*YOUR GOAL*:
Write out the listing below exactly, and omit any images you find in it.

*COLLECTED MATERIAL*:
★ ★ ★ ★ ★ ★ ★

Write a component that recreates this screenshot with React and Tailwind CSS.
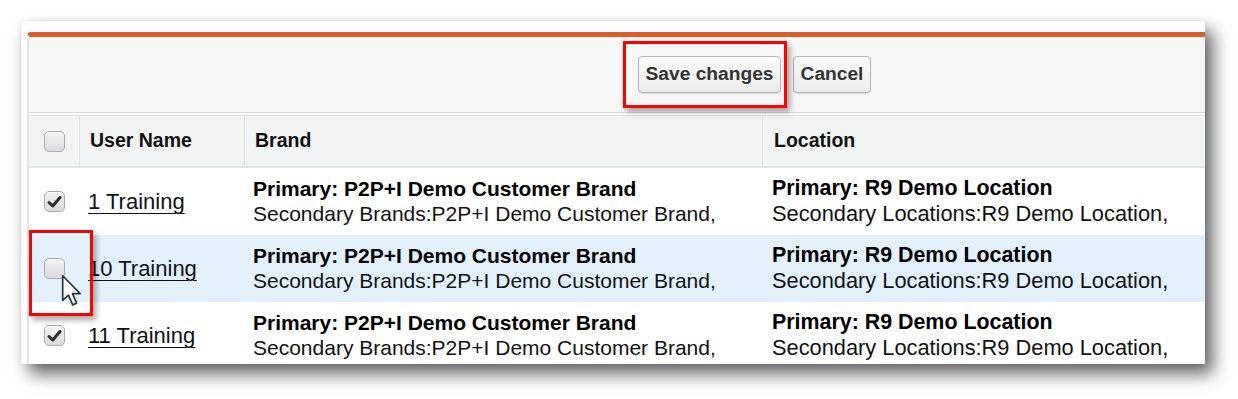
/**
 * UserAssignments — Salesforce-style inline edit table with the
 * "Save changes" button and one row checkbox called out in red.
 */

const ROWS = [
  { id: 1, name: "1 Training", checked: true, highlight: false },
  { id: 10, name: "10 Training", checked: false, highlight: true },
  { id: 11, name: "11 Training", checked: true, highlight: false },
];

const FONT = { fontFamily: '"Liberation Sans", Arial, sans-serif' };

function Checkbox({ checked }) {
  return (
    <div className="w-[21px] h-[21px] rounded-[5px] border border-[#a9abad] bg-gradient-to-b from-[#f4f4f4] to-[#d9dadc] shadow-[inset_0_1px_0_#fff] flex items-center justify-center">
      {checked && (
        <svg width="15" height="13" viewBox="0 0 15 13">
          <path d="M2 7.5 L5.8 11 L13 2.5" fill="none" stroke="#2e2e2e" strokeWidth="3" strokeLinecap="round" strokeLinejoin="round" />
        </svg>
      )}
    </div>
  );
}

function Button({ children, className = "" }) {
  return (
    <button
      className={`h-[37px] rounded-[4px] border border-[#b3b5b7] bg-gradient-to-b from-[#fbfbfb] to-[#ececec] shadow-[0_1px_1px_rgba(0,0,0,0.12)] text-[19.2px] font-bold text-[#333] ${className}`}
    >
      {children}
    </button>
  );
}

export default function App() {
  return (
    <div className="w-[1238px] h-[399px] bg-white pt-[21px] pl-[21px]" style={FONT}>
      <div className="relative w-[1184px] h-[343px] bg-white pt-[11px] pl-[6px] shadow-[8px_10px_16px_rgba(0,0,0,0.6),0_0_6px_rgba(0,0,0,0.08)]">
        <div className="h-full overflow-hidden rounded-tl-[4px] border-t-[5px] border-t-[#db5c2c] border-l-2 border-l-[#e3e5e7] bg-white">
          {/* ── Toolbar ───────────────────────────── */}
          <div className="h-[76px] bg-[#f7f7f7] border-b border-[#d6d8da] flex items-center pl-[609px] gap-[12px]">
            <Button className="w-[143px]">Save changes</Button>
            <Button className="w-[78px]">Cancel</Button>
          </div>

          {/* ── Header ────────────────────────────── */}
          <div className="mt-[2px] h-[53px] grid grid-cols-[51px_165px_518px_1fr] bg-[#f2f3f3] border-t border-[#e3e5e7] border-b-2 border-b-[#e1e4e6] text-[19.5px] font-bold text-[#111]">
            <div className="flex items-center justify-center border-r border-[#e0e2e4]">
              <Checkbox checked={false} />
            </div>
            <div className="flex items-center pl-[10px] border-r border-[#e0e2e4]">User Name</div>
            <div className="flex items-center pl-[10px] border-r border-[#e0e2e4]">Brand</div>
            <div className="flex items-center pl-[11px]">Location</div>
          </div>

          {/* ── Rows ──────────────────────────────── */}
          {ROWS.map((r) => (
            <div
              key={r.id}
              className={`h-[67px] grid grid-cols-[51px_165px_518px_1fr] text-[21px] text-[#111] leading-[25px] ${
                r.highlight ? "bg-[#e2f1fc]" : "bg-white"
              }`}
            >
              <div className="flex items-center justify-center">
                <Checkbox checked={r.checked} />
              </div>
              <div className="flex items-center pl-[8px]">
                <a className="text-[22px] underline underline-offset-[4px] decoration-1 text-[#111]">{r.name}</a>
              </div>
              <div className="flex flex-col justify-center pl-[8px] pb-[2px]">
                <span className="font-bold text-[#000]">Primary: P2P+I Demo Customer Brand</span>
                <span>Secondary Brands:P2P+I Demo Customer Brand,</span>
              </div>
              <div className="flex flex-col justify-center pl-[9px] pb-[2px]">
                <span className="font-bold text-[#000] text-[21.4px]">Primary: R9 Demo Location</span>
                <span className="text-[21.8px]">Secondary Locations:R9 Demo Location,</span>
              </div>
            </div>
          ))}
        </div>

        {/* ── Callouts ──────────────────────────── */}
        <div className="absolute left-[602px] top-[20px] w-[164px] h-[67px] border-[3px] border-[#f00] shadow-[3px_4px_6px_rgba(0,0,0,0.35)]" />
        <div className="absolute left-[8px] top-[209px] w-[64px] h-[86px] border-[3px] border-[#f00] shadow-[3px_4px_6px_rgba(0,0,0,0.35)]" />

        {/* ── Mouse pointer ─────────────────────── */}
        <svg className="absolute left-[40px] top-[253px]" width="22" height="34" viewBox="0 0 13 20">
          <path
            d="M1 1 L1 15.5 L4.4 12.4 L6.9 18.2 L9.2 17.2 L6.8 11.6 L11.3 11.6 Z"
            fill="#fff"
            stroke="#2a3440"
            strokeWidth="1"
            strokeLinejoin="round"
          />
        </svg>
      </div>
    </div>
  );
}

★ ★ ★ ★ ★ ★ ★

*COMPLETED TASK*:
Write a component that recreates this screenshot with React and Tailwind CSS.
/**
 * UserAssignments — Salesforce-style inline edit table with the
 * "Save changes" button and one row checkbox called out in red.
 */

const ROWS = [
  { id: 1, name: "1 Training", checked: true, highlight: false },
  { id: 10, name: "10 Training", checked: false, highlight: true },
  { id: 11, name: "11 Training", checked: true, highlight: false },
];

const FONT = { fontFamily: '"Liberation Sans", Arial, sans-serif' };

function Checkbox({ checked }) {
  return (
    <div className="w-[21px] h-[21px] rounded-[5px] border border-[#a9abad] bg-gradient-to-b from-[#f4f4f4] to-[#d9dadc] shadow-[inset_0_1px_0_#fff] flex items-center justify-center">
      {checked && (
        <svg width="15" height="13" viewBox="0 0 15 13">
          <path d="M2 7.5 L5.8 11 L13 2.5" fill="none" stroke="#2e2e2e" strokeWidth="3" strokeLinecap="round" strokeLinejoin="round" />
        </svg>
      )}
    </div>
  );
}

function Button({ children, className = "" }) {
  return (
    <button
      className={`h-[37px] rounded-[4px] border border-[#b3b5b7] bg-gradient-to-b from-[#fbfbfb] to-[#ececec] shadow-[0_1px_1px_rgba(0,0,0,0.12)] text-[19.2px] font-bold text-[#333] ${className}`}
    >
      {children}
    </button>
  );
}

export default function App() {
  return (
    <div className="w-[1238px] h-[399px] bg-white pt-[21px] pl-[21px]" style={FONT}>
      <div className="relative w-[1184px] h-[343px] bg-white pt-[11px] pl-[6px] shadow-[8px_10px_16px_rgba(0,0,0,0.6),0_0_6px_rgba(0,0,0,0.08)]">
        <div className="h-full overflow-hidden rounded-tl-[4px] border-t-[5px] border-t-[#db5c2c] border-l-2 border-l-[#e3e5e7] bg-white">
          {/* ── Toolbar ───────────────────────────── */}
          <div className="h-[76px] bg-[#f7f7f7] border-b border-[#d6d8da] flex items-center pl-[609px] gap-[12px]">
            <Button className="w-[143px]">Save changes</Button>
            <Button className="w-[78px]">Cancel</Button>
          </div>

          {/* ── Header ────────────────────────────── */}
          <div className="mt-[2px] h-[53px] grid grid-cols-[51px_165px_518px_1fr] bg-[#f2f3f3] border-t border-[#e3e5e7] border-b-2 border-b-[#e1e4e6] text-[19.5px] font-bold text-[#111]">
            <div className="flex items-center justify-center border-r border-[#e0e2e4]">
              <Checkbox checked={false} />
            </div>
            <div className="flex items-center pl-[10px] border-r border-[#e0e2e4]">User Name</div>
            <div className="flex items-center pl-[10px] border-r border-[#e0e2e4]">Brand</div>
            <div className="flex items-center pl-[11px]">Location</div>
          </div>

          {/* ── Rows ──────────────────────────────── */}
          {ROWS.map((r) => (
            <div
              key={r.id}
              className={`h-[67px] grid grid-cols-[51px_165px_518px_1fr] text-[21px] text-[#111] leading-[25px] ${
                r.highlight ? "bg-[#e2f1fc]" : "bg-white"
              }`}
            >
              <div className="flex items-center justify-center">
                <Checkbox checked={r.checked} />
              </div>
              <div className="flex items-center pl-[8px]">
                <a className="text-[22px] underline underline-offset-[4px] decoration-1 text-[#111]">{r.name}</a>
              </div>
              <div className="flex flex-col justify-center pl-[8px] pb-[2px]">
                <span className="font-bold text-[#000]">Primary: P2P+I Demo Customer Brand</span>
                <span>Secondary Brands:P2P+I Demo Customer Brand,</span>
              </div>
              <div className="flex flex-col justify-center pl-[9px] pb-[2px]">
                <span className="font-bold text-[#000] text-[21.4px]">Primary: R9 Demo Location</span>
                <span className="text-[21.8px]">Secondary Locations:R9 Demo Location,</span>
              </div>
            </div>
          ))}
        </div>

        {/* ── Callouts ──────────────────────────── */}
        <div className="absolute left-[602px] top-[20px] w-[164px] h-[67px] border-[3px] border-[#f00] shadow-[3px_4px_6px_rgba(0,0,0,0.35)]" />
        <div className="absolute left-[8px] top-[209px] w-[64px] h-[86px] border-[3px] border-[#f00] shadow-[3px_4px_6px_rgba(0,0,0,0.35)]" />

        {/* ── Mouse pointer ─────────────────────── */}
        <svg className="absolute left-[40px] top-[253px]" width="22" height="34" viewBox="0 0 13 20">
          <path
            d="M1 1 L1 15.5 L4.4 12.4 L6.9 18.2 L9.2 17.2 L6.8 11.6 L11.3 11.6 Z"
            fill="#fff"
            stroke="#2a3440"
            strokeWidth="1"
            strokeLinejoin="round"
          />
        </svg>
      </div>
    </div>
  );
}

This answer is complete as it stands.